Ich kann Dir nur voll und ganz Zustimmen. Deine Beschreibung ist sehr treffend und mich erinnert es auch an die 80er Musikgrößen kombiniert mit Rammstein. Ich wünsche mir sehr das Hatari beim ESC den Titel davonträgt, fürchte aber schon das ich enttäuscht werde.…für mich wäre es in diesem Jahr der einzige wirklich würdige Gewinnertitel und nebenbei würde ich mich sehr für Island freuen, ein tolles Land, mit wunderbaren Menschen.
Und hier ist er nun, mein Platz 41 2019!! Boah wie ich dieses “Lied” hasse!! Einfach nur drei Minuten aggressives Geschrei auf Isländisch, und so “Botschaften” mit erhobenen Zeigefinger kann ich schon dreimal nicht ab!!
Wird es wohl dank einiger Hardcorefans ins Finale schaffen, dort glaube ich aber nicht an einen Sieg oder selbst an eine Platzierung in den Top 5. Man hat ja schon letztes Jahr bei Ungarn gesehen dass die Hauptzielgruppe dieser Musik den ESC gar nicht erst anschaut!!
Einerseits ganz nett, andererseits nehmen sie sich für meinen Geschmack ein bisschen zu ernst.
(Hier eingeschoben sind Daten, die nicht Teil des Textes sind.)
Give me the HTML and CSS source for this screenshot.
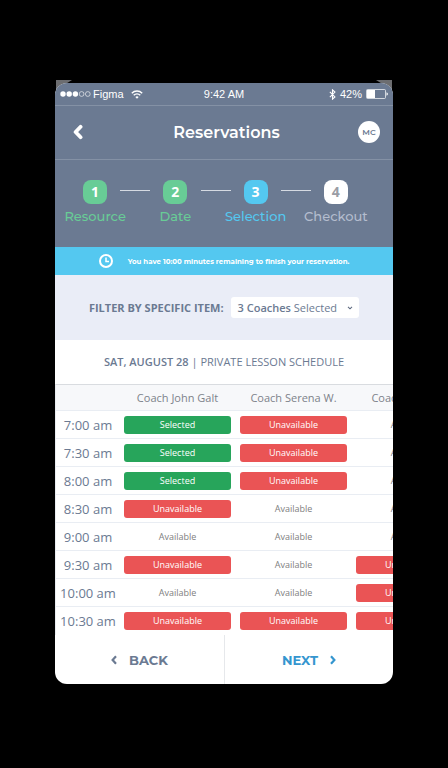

Bei mir reicht’s für Platz 13.
Zu “Liebe ist für alle da” – dachte im ersten Moment, das wär ein Rammstein-Diss! 😉
Die Botschaft hör ich wohl, allein, das Lied ist schau-der-haft. Das kann ich mir beim besten Willen nicht schönhören. Wird aber oben mitspielen. Als Sieger brauch ich das aber nicht.
och nö. das brauch ich nicht.
und wenns im semi abkackt bin ich auch nächstes jahr noch fan des esc 🙂
Klasse Beschreibung von Band / Song /Message und verdienter Platz 1!
Ich war so froh, dass die Isländer den VE nicht vergeigt haben, dass mir die Platzierung im Finale des ESC beinahe wurscht ist.
Bin gespannt wie die Kameras die Jungs auf der Bühne einfangen werden. Wenn sie das gut hinkriegen (was ja leider nicht immer der Fall ist), dann ist alles möglich, sogar der Sieg.
Der einzig wirkliche Konkurrent in Punkto Show ist nach dem Weggemobbe von Maruv jetzt höchstwahrscheinlich nur noch Sergey.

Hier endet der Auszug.